Here are some other facts from American History:

  • Slavery existed in the US from 1619 until 1865.
  • Indians have lived on reservations set aside for them by the US government since 1851.
  • The US dropped atomic bombs on the Japanese cities of Hiroshima and Nagasaki in 1945.

Pretty much all of these facts are common knowledge. People don’t argue about whether they’re true. They argue about which ones are the most important. Regarding the second three facts, I grew up hearing, more or less, that slavery was a regrettable era in the Southern US that ended with the Civil War; that reservations are . . . sad?; that the atomic bomb ended WWII and prevented greater loss of life than if the war had gone on.

Here are some facts from American History that I didn’t learn in school:

  • In 1921 in Tulsa, OK, a White mob burned down 35 blocks of a wealthy Black neighborhood, destroying homes and businesses after a Black man was accused of assaulting a White woman. It was one of the worst incidents of racial violence in US history. (There’s that word again.)
  • California governor Leland Stanford oversaw a “War of Extermination” against Native Californians in the early 1860s. Between 1845 and 1880, the Native population in the state declined from around 150,000 to around 18,000.
  • After the attack on Pearl Harbor, President Franklin Delano Roosevelt oversaw the mass internment of about 120,000 Japanese Americans—about two thirds of whom were American citizens—into ten fenced camps.

These facts are all just as true and verified as the ones I learned in school. But they’re what I guess Pete Hegseth would call “political” history.

____________

Cut to a German movie called The Nasty Girl that I remember seeing way back. The ’90s? Maybe. It’s based on a true story of a high school girl who wrote an essay called “My Town During the Third Reich.” Which she expected to be a story of heroic resistance to the Nazi regime. Which, surprise! was not accurate. At all. It turned out (surprise!) that in the early years of the Reich, almost everyone in the town was complicit one way or another with the Nazis. All the Jews living in the town were expelled, and locals took their houses and property, just like in the rest of the country. Her town wasn’t an exception. Another inconvenient fact she uncovered was that there had been a number of concentration camps near the town, which (surprise!) everyone claimed to have no knowledge of.

Naturally, this girl’s essay did not receive local praise.
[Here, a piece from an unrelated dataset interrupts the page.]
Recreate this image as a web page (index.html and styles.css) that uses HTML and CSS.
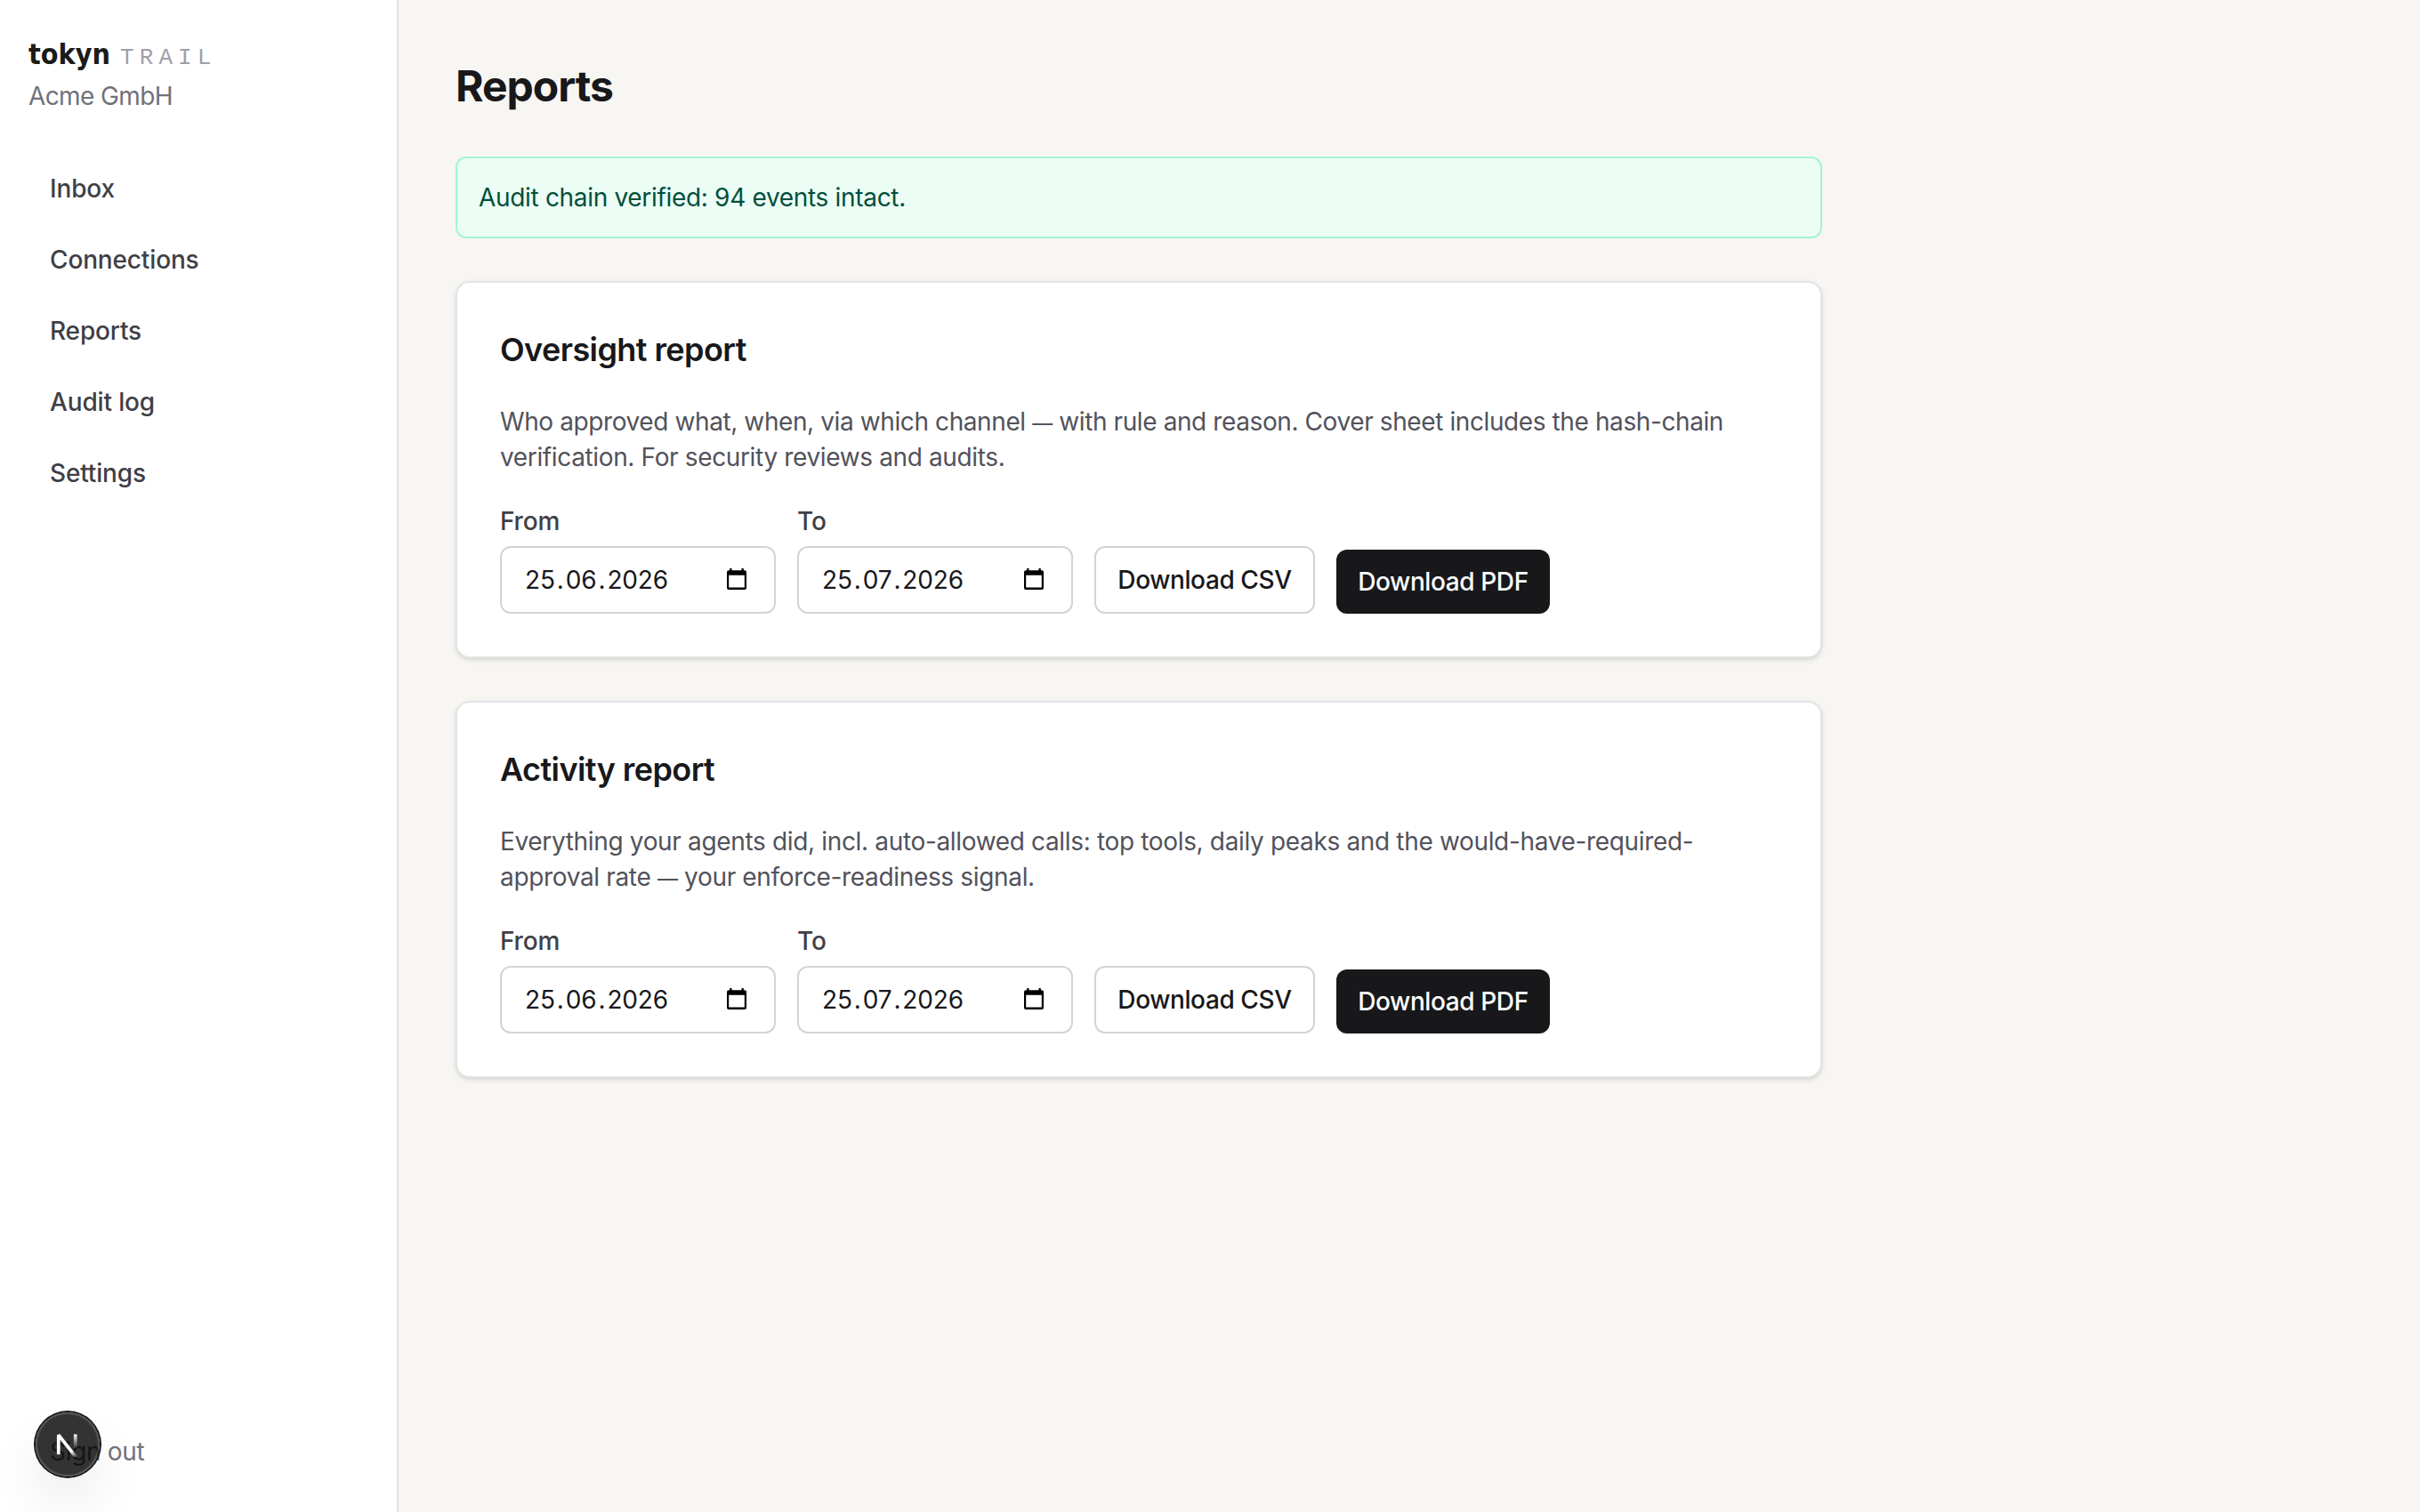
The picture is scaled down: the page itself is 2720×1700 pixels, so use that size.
FILE: index.html
```
<!DOCTYPE html>
<html lang="en">
<head>
<meta charset="utf-8">
<title>Reports – tokyn trail</title>
<link rel="stylesheet" href="styles.css">
</head>
<body>
<svg width="0" height="0" class="defs" aria-hidden="true">
  <symbol id="calendar" viewBox="0 0 22 24">
    <path fill-rule="evenodd" d="M3.2 0h2.3v2.3h11V0h2.3v2.3H20a2 2 0 0 1 2 2V22a2 2 0 0 1-2 2H2a2 2 0 0 1-2-2V4.3a2 2 0 0 1 2-2h1.200zM2.200 7.800V21.600h17.600V7.800z"/>
  </symbol>
</svg>
<div class="app">
  <aside class="sidebar">
    <div class="brand"><span class="brand-name">tokyn</span><span class="brand-product">TRAIL</span></div>
    <div class="org">Acme GmbH</div>
    <nav class="nav">
      <a class="nav-item">Inbox</a>
      <a class="nav-item">Connections</a>
      <a class="nav-item">Reports</a>
      <a class="nav-item">Audit log</a>
      <a class="nav-item">Settings</a>
    </nav>
    <a class="sign-out">Sign out</a>
  </aside>
  <main class="main">
    <h1>Reports</h1>
    <div class="alert">Audit chain verified: 94 events intact.</div>
    <section class="card">
      <h2>Oversight report</h2>
      <p class="oversight-text">Who approved what, when, via which channel <span class="dash">—</span> with rule and reason. Cover sheet includes the hash-chain<br><span class="last-line">verification. For security reviews and audits.</span></p>
      <form class="controls">
        <label class="field"><span>From</span>
          <span class="date"><span class="value"><b>25</b>.<b>06</b>.<b>2026</b></span><svg class="calendar"><use href="#calendar"/></svg></span></label>
        <label class="field"><span>To</span>
          <span class="date"><span class="value"><b>25</b>.<b>07</b>.<b>2026</b></span><svg class="calendar"><use href="#calendar"/></svg></span></label>
        <button type="button" class="btn btn-outline">Download CSV</button>
        <button type="button" class="btn btn-solid">Download PDF</button>
      </form>
    </section>
    <section class="card">
      <h2>Activity report</h2>
      <p class="activity-text">Everything your agents did, incl. auto-allowed calls: top tools, daily peaks and the would-have-required-<br>approval rate <span class="dash">—</span> your enforce-readiness signal.</p>
      <form class="controls">
        <label class="field"><span>From</span>
          <span class="date"><span class="value"><b>25</b>.<b>06</b>.<b>2026</b></span><svg class="calendar"><use href="#calendar"/></svg></span></label>
        <label class="field"><span>To</span>
          <span class="date"><span class="value"><b>25</b>.<b>07</b>.<b>2026</b></span><svg class="calendar"><use href="#calendar"/></svg></span></label>
        <button type="button" class="btn btn-outline">Download CSV</button>
        <button type="button" class="btn btn-solid">Download PDF</button>
      </form>
    </section>
  </main>
</div>
<div class="dev-badge">
  <svg width="28" height="28" viewBox="0 0 14 14" fill="none">
    <defs>
      <linearGradient id="diag" gradientUnits="userSpaceOnUse" x1="9.95" y1="10.6" x2="12.9" y2="14.4"><stop stop-color="#fff"/><stop offset="1" stop-color="#fff" stop-opacity="0"/></linearGradient>
      <linearGradient id="stem" gradientUnits="userSpaceOnUse" x1="11.8" y1="1" x2="11.8" y2="9.4"><stop stop-color="#fff"/><stop offset="1" stop-color="#fff" stop-opacity="0"/></linearGradient>
    </defs>
    <g transform="translate(-.45 0)" stroke-width="1.86">
      <path d="M11.825 1.300V9.400" stroke="url(#stem)"/>
      <path d="M13.300 15.600 2.340 1.700V12.600" stroke="url(#diag)" stroke-linejoin="bevel"/>
    </g>
  </svg>
</div>
</body>
</html>
```
FILE: styles.css
```
* { box-sizing: border-box; }
body {
  margin: 0;
  font: 400 28px/40px Inter, "Liberation Sans", sans-serif;
  color: #18181b;
  background: #f7f6f2;
}
.defs { position: absolute; }
.app { display: flex; height: 100vh; }

.sidebar {
  display: flex;
  flex-direction: column;
  width: 448px;
  padding: 32px;
  background: #fff;
  border-right: 2px solid #e4e4e7;
}
.brand {
  display: flex;
  align-items: baseline;
  height: 56px;
  padding-top: 1px;
  line-height: 56px;
}
.brand-name {
  width: 103px;
  font-family: "DejaVu Sans Condensed", "DejaVu Sans", sans-serif;
  font-stretch: condensed;
  font-size: 32px;
  font-weight: 700;
  color: #1c1b19;
}
.brand-product {
  font-family: "Liberation Mono", monospace;
  font-size: 26px;
  letter-spacing: 6.1px;
  color: #9f9fa9;
}
.org { color: #71717b; letter-spacing: -.6px; }
.nav {
  display: flex;
  flex-direction: column;
  gap: 8px;
  margin-top: 48px;
}
.nav-item {
  padding: 16px 24px;
  font-weight: 500;
  letter-spacing: -.15px;
  color: #3f3f46;
}
.sign-out {
  margin-top: auto;
  padding: 16px 24px;
  color: #71717b;
  letter-spacing: -.3px;
}

.main {
  display: flex;
  flex-direction: column;
  gap: 48px;
  width: 1664px;
  padding: 64px;
}
h1 {
  margin: 0;
  padding-top: 1px;
  height: 64px;
  font-size: 48px;
  line-height: 64px;
  font-weight: 700;
  letter-spacing: -1px;
}
.alert {
  padding: 24px;
  border: 2px solid #a4f4cf;
  border-radius: 12px;
  background: #ecfdf5;
  color: #004f3b;
  letter-spacing: -.32px;
}
.card {
  padding: 48px;
  border: 2px solid #e4e4e7;
  border-radius: 16px;
  background: #fff;
  box-shadow: 0 2px 6px rgba(0, 0, 0, .1), 0 2px 4px -2px rgba(0, 0, 0, .1);
}
h2 {
  margin: 0 0 33px;
  font-size: 36px;
  line-height: 55px;
  font-weight: 600;
  letter-spacing: -.58px;
}
p {
  margin: 0 0 32px;
  color: #52525b;
  white-space: nowrap;
}
.oversight-text { letter-spacing: -.4px; }
.oversight-text .last-line { letter-spacing: -.36px; }
.activity-text { letter-spacing: -.34px; }
p .dash { font-size: 23px; line-height: 1; }

.controls {
  display: flex;
  align-items: flex-end;
  gap: 24px;
}
.field {
  display: flex;
  flex-direction: column;
  gap: 8px;
  font-weight: 500;
  letter-spacing: -.2px;
  color: #3f3f46;
}
.date {
  display: flex;
  align-items: center;
  justify-content: space-between;
  width: 310px;
  height: 76px;
  padding: 0 31px 0 24px;
  border: 2px solid #d4d4d8;
  border-radius: 12px;
  font-weight: 400;
  letter-spacing: -.15px;
  color: #18181b;
}
.date b { padding: 0 2px; font-weight: 400; }
.calendar { width: 22px; height: 24px; margin-bottom: 2px; fill: #000; }
.btn {
  padding: 0;
  font: inherit;
  font-weight: 500;
  letter-spacing: -.4px;
  border: 0;
  border-radius: 12px;
}
.btn-outline {
  width: 248px;
  height: 76px;
  border: 2px solid #d4d4d8;
  background: #fff;
  color: #18181b;
}
.btn-solid {
  width: 240px;
  height: 72px;
  background: #18181b;
  color: #fff;
}

.dev-badge {
  position: fixed;
  left: 40px;
  bottom: 40px;
  display: flex;
  align-items: center;
  justify-content: center;
  width: 72px;
  height: 72px;
  border-radius: 50%;
  background: rgba(0, 0, 0, .8);
  box-shadow: 0 0 0 2px #171717, inset 0 0 0 2px rgba(255, 255, 255, .14), 0 32px 64px -16px rgba(0, 0, 0, .24);
}
```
It was a little too “woke.” There were rocks thrown through windows. There were death threats. There was a bomb, actually.

Ok, so . . . woke. “Woke” is called “Woke” because it’s about reading history anew, with one’s eyes opened a little wider. Looked at in a new light, noticing new things that actually happened but were somehow missed in the telling. There’s a reason I didn’t learn about the Tulsa massacre until I was in my 60s. I knew about the Trail of Tears a little earlier on, but it certainly wasn’t taught when I was in school. Nor was Roosevelt’s Japanese internment during World War II (Interestingly, the President who offered an official apology to Japanese-Americans for this colossal injustice was Ronald Reagan, that Woke old RINO.)

In the meantime, Florida passed the “Stop WOKE Act,” which basically says any history that brings up past injustice in the US need not be taught, because it makes us White folks feel bad. This kind of thing happens in lots of countries when people don’t like to be reminded of things, when the history they’ve learned has to be adjusted. It’s very upsetting. Suddenly you don’t know who the good guys were and who the bad guys were. Just who am I supposed to believe? But that’s the thing—an event either happened, or it didn’t. A woman was either shot in the head by ICE, or she wasn’t. US citizens have either been illegally detained and sent to foreign prisons or they haven’t been.

Do we remember them in fifty years? It all depends on who’s here to tell the story. It all depends on what we think, in 2076, is “historically correct.”